IFRS 9, on the other hand, states that we can select an observable and measurable risk component for the financial and non-financial hedged item, thus limiting variability, which would not impact hedge ineffectiveness. For example, we sold grade-A zinc physical based, on the future average base zinc LME price plus freight for delivery in one month’s time. The reference derivative here would be the zinc LME average price for the month.

7. Hedging a layer component Cash-flow hedges under IAS 39 can be based on a proportion (percentage) or a portion (layer) of a specific item or group of items. However, a fair-value hedge is restricted to proportions of specific items, so that there is traceability to the hedged item. Under IFRS 9, however, a fair-value hedge can now be assigned as a percentage or proportion of the hedged item, for example, part of a monetary transaction volume, physical volume or nominal amount.
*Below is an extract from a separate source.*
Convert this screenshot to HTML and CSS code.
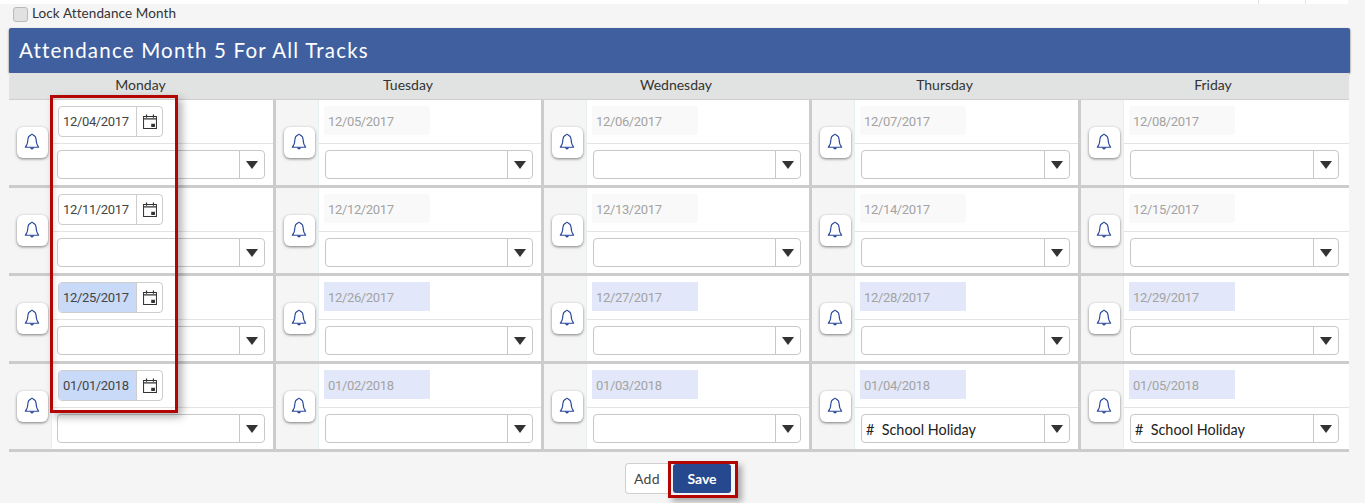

For instance, hedge the first five million cubic metres of natural gas; the first 500 barrels of oil purchased; the first 500MWh of electricity sales; the last $20m of a $100m firm commitment; or $50m of a total $150m of floating-rate debt.

8. Net profit margin hedging for FX risk is not permitted under IAS 39. Surprisingly, and to the benefit of highly astute CFOs and treasurers, IFRS 9 allows the fair value of the derivative to be shown below the sales and cost of goods sold (COGS) line, as a ‘hedging result’ under a cash-flow hedge, as the accounting result of the derivative cannot be grossed up to affect both the sales and COGS line.

What now?

While there is some time to go before mandatory adoption is upon us, there are some benefits to adopting IFRS 9 early. As a first step, setting up an IFRS 9 project team with treasury and finance colleagues in the driving seat and IT as business partners to set out your road map for IFRS 9 adoption is a task that should be undertaken sooner rather than later.

As with all new international accounting standards, the impact will affect systems, people and processes time and time again.